> **Exercise description**: Find the lines in these entries that include the word "Tailwind" and state how many there are, with no other words.
........
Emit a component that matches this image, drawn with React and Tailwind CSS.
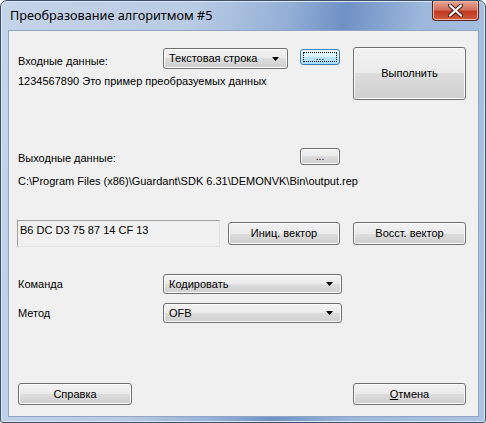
const SKIN =
  "rounded-[3px] border border-[#707070] bg-[linear-gradient(#f2f2f2_0%,#ebebeb_50%,#dddddd_50%,#cfcfcf_100%)] shadow-[inset_0_0_0_1px_#fbfbfb] text-black";

function Button({ className = "", children }) {
  return <div className={`${SKIN} flex items-center justify-center ${className}`}>{children}</div>;
}

function Arrow() {
  return (
    <svg width="7" height="4" viewBox="0 0 7 4">
      <path d="M0 0h7L3.5 4z" fill="#000" />
    </svg>
  );
}

function Combo({ className = "", children }) {
  return (
    <div className={`${SKIN} flex items-center justify-between pl-[5px] pr-[8px] ${className}`}>
      <span>{children}</span>
      <Arrow />
    </div>
  );
}

export default function App() {
  return (
    <div className="w-[486px] h-[423px] rounded-t-[7px] rounded-b-[3px] border border-[#3d4f6b] bg-[linear-gradient(100deg,#c4d4e9_0%,#b9cbe4_35%,#93afd7_52%,#6f91c5_62%,#9db8dc_76%,#abc4e3_100%)] shadow-[inset_0_0_0_1px_#dde7f3] font-['Liberation_Sans',Arial,sans-serif] text-[11px] text-black overflow-hidden">
      {/* title bar */}
      <div className="h-[29px] flex items-start justify-between">
        <div className="pl-[9px] pt-[6px] font-['Noto_Sans',sans-serif] text-[12.7px] leading-[17px] text-black">
          Преобразование алгоритмом #5
        </div>
        <div className="mr-[6px] w-[47px] h-[20px] rounded-b-[4px] border border-t-0 border-[#5a2520] bg-[linear-gradient(#e8a596_0%,#d3725f_45%,#c23a22_55%,#cf5a3c_100%)] shadow-[inset_0_0_0_1px_#f0b8a8] flex items-center justify-center">
          <svg width="15" height="13" viewBox="0 0 15 13">
            <path
              d="M2 1.5L13 11.5M13 1.5L2 11.5"
              stroke="#4a1a14"
              strokeWidth="4.2"
              strokeLinecap="round"
            />
            <path
              d="M2 1.5L13 11.5M13 1.5L2 11.5"
              stroke="#fff"
              strokeWidth="2.2"
              strokeLinecap="round"
            />
          </svg>
        </div>
      </div>

      {/* client area */}
      <div className="ml-[7px] w-[471px] h-[387px] border border-[#8ea5c4] bg-[#f0f0f0] pl-[9px] flex flex-col">
        {/* input section */}
        <div className="mt-[16px] flex items-start">
          <div className="w-[322px] flex flex-col">
            <div className="mt-[1px] h-[21px] flex items-start">
              <div className="w-[145px] h-[21px] pt-[6px] leading-[14px]">Входные данные:</div>
              <Combo className="w-[125px] h-[21px]">Текстовая строка</Combo>
              <div className="ml-[12px] mt-[1px] w-[40px] h-[16px] rounded-[3px] border border-[#3c7fb1] bg-[linear-gradient(#eaf6fd_0%,#d9f0fc_50%,#bee6fd_50%,#a7d9f5_100%)] p-[2px]">
                <div className="w-full h-full border border-dotted border-black flex items-center justify-center leading-[10px] text-[10px]">
                  ...
                </div>
              </div>
            </div>
            <div className="mt-[5px] leading-[14px]">1234567890 Это пример преобразуемых данных</div>
          </div>
          <Button className="ml-[13px] w-[113px] h-[53px]">Выполнить</Button>
        </div>

        {/* output section */}
        <div className="mt-[48px] h-[17px] flex items-center">
          <div className="w-[282px] leading-[14px] pt-[2px]">Выходные данные:</div>
          <Button className="w-[40px] h-[17px] text-[10px] leading-[10px]">...</Button>
        </div>
        <div className="mt-[9px] leading-[14px]">
          C:\Program Files (x86)\Guardant\SDK 6.31\DEMONVK\Bin\output.rep
        </div>

        {/* vector section */}
        <div className="mt-[32px] flex items-center">
          <div className="ml-[-1px] w-[203px] h-[27px] border border-[#a0a0a0] border-r-[#e3e3e3] border-b-[#e3e3e3] bg-[#f0f0f0] px-[2px] pt-[2px] leading-[14px]">
            B6 DC D3 75 87 14 CF 13
          </div>
          <Button className="ml-[8px] w-[112px] h-[23px]">Иниц. вектор</Button>
          <Button className="ml-[13px] w-[113px] h-[23px]">Восст. вектор</Button>
        </div>

        {/* command / method */}
        <div className="mt-[27px] h-[20px] flex items-center">
          <div className="w-[145px]">Команда</div>
          <Combo className="w-[179px] h-[20px]">Кодировать</Combo>
        </div>
        <div className="mt-[9px] h-[20px] flex items-center">
          <div className="w-[145px]">Метод</div>
          <Combo className="w-[179px] h-[20px]">OFB</Combo>
        </div>

        {/* bottom buttons */}
        <div className="mt-[60px] flex items-center">
          <Button className="w-[114px] h-[22px]">Справка</Button>
          <Button className="ml-[221px] w-[113px] h-[22px]">
            <span>
              <u>О</u>тмена
            </span>
          </Button>
        </div>
      </div>
    </div>
  );
}
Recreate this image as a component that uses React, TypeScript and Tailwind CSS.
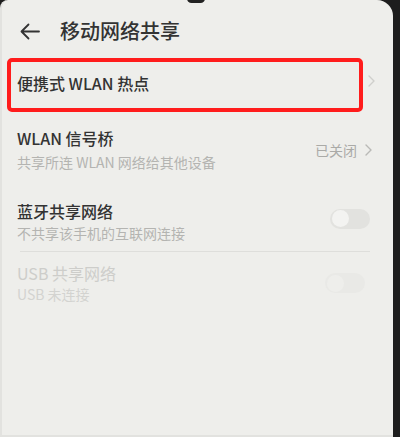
import React from 'react';

const font = { fontFamily: '"Noto Sans CJK SC", "Noto Sans", sans-serif' };

const Chevron = ({ color = '#b9b9b6' }: { color?: string }) => (
  <svg width="7" height="12" viewBox="0 0 7 12" fill="none">
    <path d="M1 1l5 5-5 5" stroke={color} strokeWidth="1.4" strokeLinecap="round" strokeLinejoin="round" />
  </svg>
);

const Toggle = ({ faint }: { faint?: boolean }) => (
  <div className={`w-[40px] h-[20px] rounded-full flex items-center pl-[2px] ${faint ? 'bg-[#e9e9e6]' : 'bg-[#e2e2df]'}`}>
    <div className={`w-[17px] h-[17px] rounded-full ${faint ? 'bg-[#eeeeeb]' : 'bg-[#f3f3f1]'}`} />
  </div>
);

export default function App() {
  return (
    <div className="relative w-[400px] h-[437px] bg-[#1d1d1d] flex overflow-hidden" style={font}>
      {/* screen */}
      <div className="w-[393px] h-full bg-[#eeeeeb] rounded-tr-[16px] rounded-tl-[8px] border-l-2 border-[#e2e2df] flex flex-col">
        {/* header */}
        <div className="h-[58px] pt-[4px] pl-[18px] flex items-center gap-[20px]">
          <svg width="20" height="17" viewBox="0 0 20 17" fill="none">
            <path d="M19 8.5H2M8.5 1.5L1.5 8.5l7 7" stroke="#333" strokeWidth="1.8" strokeLinecap="round" strokeLinejoin="round" />
          </svg>
          <span className="text-[20px] leading-[24px] font-medium text-[#333]">移动网络共享</span>
        </div>

        {/* portable hotspot, highlighted */}
        <div className="flex pl-[5px]">
          <div className="w-[356px] h-[54px] border-4 border-[#ff1c1c] rounded-[5px] pl-[6px] pb-[4px] flex items-center">
            <span className="text-[16px] leading-[22px] font-medium text-[#333]">便携式 WLAN 热点</span>
          </div>
          <div className="ml-[5px] mt-[17px]">
            <Chevron color="#cfcfcc" />
          </div>
        </div>

        {/* wlan bridge */}
        <div className="pt-[15px] pl-[15px] pr-[21px] flex items-center">
          <div className="flex-1">
            <div className="text-[16px] leading-[22px] font-medium text-[#333]">WLAN 信号桥</div>
            <div className="mt-[3px] text-[14px] leading-[20px] text-[#b4b4b1]">共享所连 WLAN 网络给其他设备</div>
          </div>
          <span className="text-[14px] leading-[20px] text-[#aaaaa7] mr-[8px]">已关闭</span>
          <Chevron />
        </div>

        {/* bluetooth */}
        <div className="mt-[28px] pl-[15px] pr-[23px] flex items-center">
          <div className="flex-1">
            <div className="text-[16px] leading-[22px] font-medium text-[#333]">蓝牙共享网络</div>
            <div className="mt-[1px] text-[14px] leading-[20px] text-[#b4b4b1]">不共享该手机的互联网连接</div>
          </div>
          <div className="mb-[6px]">
            <Toggle />
          </div>
        </div>

        <div className="mt-[8px] ml-[18px] mr-[23px] h-px bg-[#dededb]" />

        {/* usb, disabled */}
        <div className="mt-[10px] pl-[15px] pr-[28px] flex items-center">
          <div className="flex-1">
            <div className="text-[16px] leading-[22px] text-[#cdcdca]">USB 共享网络</div>
            <div className="text-[14px] leading-[20px] text-[#d3d3d0]">USB 未连接</div>
          </div>
          <Toggle faint />
        </div>

        <div className="flex-1" />
        <div className="h-[2px] bg-[#e2e2df]" />
      </div>

      {/* camera notch */}
      <div className="absolute top-[-6px] left-[187px] w-[18px] h-[9px] rounded-full bg-[#222]" />
    </div>
  );
}
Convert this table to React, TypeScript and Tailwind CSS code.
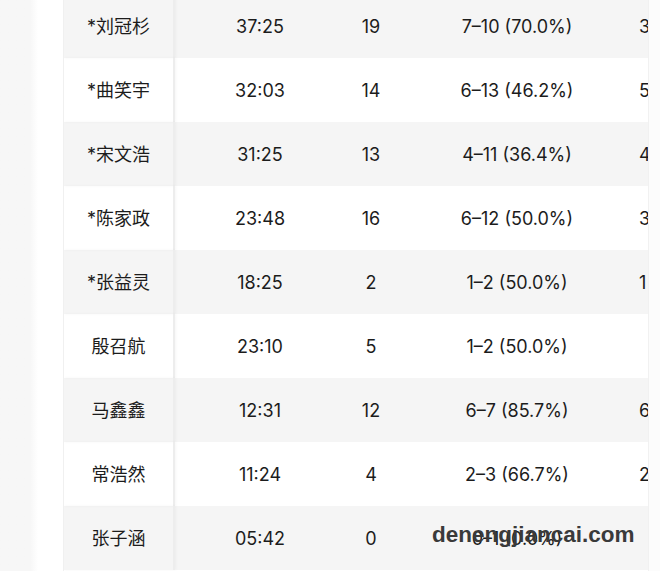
........
> **The solution**: 3